Earl Rodney is another all-round musical talent. A competent player of several conventional instruments, notably bass and keyboard, Rodney is also a very skilled arranger/composer. His talents in that realm have led to his arranging calypso albums for some of the biggest names in the business, including Sparrow and Kitchener. And one of his own albums, Friends and Countrymen, which he did in the 1970s, is considered a benchmark recording. But his interest inpan had begun while still a youngster in the 1940s. so alongside his accomplisHOMEnts in conventional music he was also putting in much quality time on the steel-band front. He arranged for such bands as Ebonites and Solo Harmonites, the latter achieving multiple success at Panorama under his guidance. In his own performing, he developed a preference for the alto pan and has long been considered one of the steel-band world’s premier soloists. The pan milieu continues to be the main focus of his musical activity as a player, arranger and teacher.
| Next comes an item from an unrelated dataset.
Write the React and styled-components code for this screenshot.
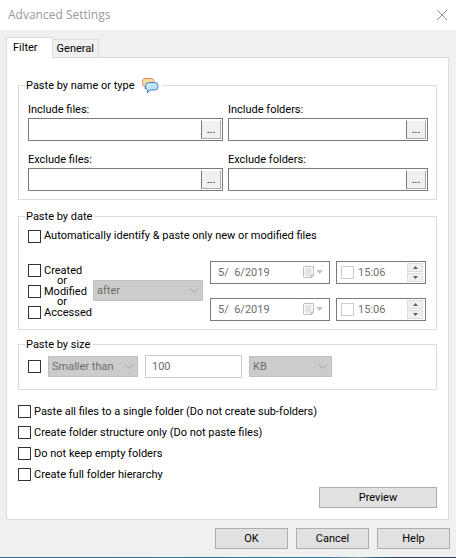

Jit Samaroo can be considered one of the most forceful testimonials to the power of pan. His initial foray into the pan world in the early 1960s was a player with the band Camboulay, which was located in his home vicinity in eastern Trinidad. Taking private lessons, he enhanced his knowledge of music and was soon leading a family band, the Samaroo Jets, which would gain acclaim as a very accomplished performing unit. His reputation having been firmly established, Samaroo was asked, in 1972, to take on the arranging responsibilities for Renegades. His affiliation with Renegades has continued ever since, an affiliation that has seen them rack up a staggering nine Panorama champion.